Mit Blick auf Partei- und Wahlprogramme aus den Jahren 2000 bis 2013 sagte der Wissenschaftler: "Die SPD zeigt bislang ein freundliches Desinteresse am religionspolitischen Feld, während sich die CDU – mit wenigen Ausnahmen wie dem islamischen Religionsunterricht und islamischen Fakultäten an deutschen Hochschulen – zu einem beherzten 'Weiter so!' bekennt." Nur die Partei Bündnis 90/Die Grünen habe sich dem Politikfeld inzwischen systematisch gewidmet. Nachdem Ende der 2000er Jahre innerparteilich verstärkt religionspolitische Fragen aufgekommen seien, habe sich eine religionspolitische Kommission gebildet, deren Abschlussbericht nun vorliegt und im Herbst bei der Bundesdelegiertenkonferenz in Münster diskutiert werden soll.

Debatte nach kanadischem Vorbild gefordert

Die Vorgehensweise der Grünen sei ein guter Anfang für eine breite politische und gesellschaftliche Diskussion über das Feld der Religionspolitik, so der Wissenschaftler. Eine Expertenkommission nach kanadischem Vorbild könne einen gesellschaftsweiten Diskurs in Gang setzen. "Ein solches Instrument täte der deutschen Diskussion über den Umgang mit den Herausforderungen religiöser Vielfalt gut und könnte wieder zu einer sachlichen und unaufgeregten Debatte führen.

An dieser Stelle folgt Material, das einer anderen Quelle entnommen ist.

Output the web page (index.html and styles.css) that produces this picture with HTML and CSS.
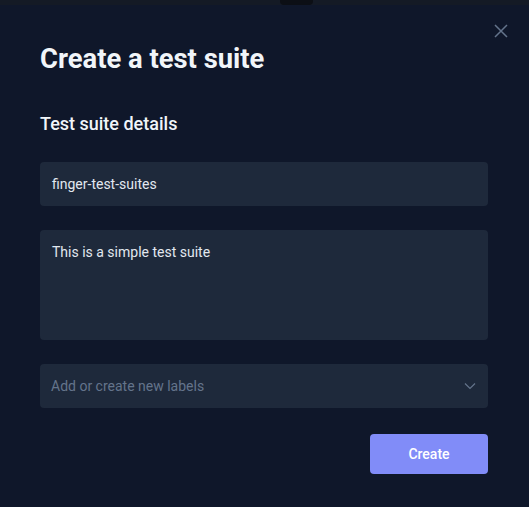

Wir brauchen differenzierte Gespräche darüber, ob sich das Modell einer engen Staat-Kirche-Kooperation noch eignet, um den religiösen Mehr- und Minderheiten gleichermaßen Religionsfreiheit zu gewähren, beziehungsweise wie es verändert werden muss, um die Benachteiligung von Konfessionslosen und Muslimen zu beseitigen."

Zu diskutieren sei auch der Umgang mit dem Körperschaftsstatus, der Religionsgemeinschaften viele Privilegien verleihe, den aber Minderheitenreligionen wie die Zeugen Jehovas nur durch Klage vor Gericht erreicht hätten. "Die Voraussetzungen für die Zuerkennung des Körperschaftstatus gehen davon aus, dass Religionsgemeinschaften mitgliedschaftlich verfasst sind und über klare Mitgliedschaftsregeln verfügen und Instanzen existieren, die berechtigt sind, verbindliche Aussagen über zentrale Lehrinhalte zu treffen. Beide Voraussetzungen sind aber mit Blick auf den Islam nicht gegeben."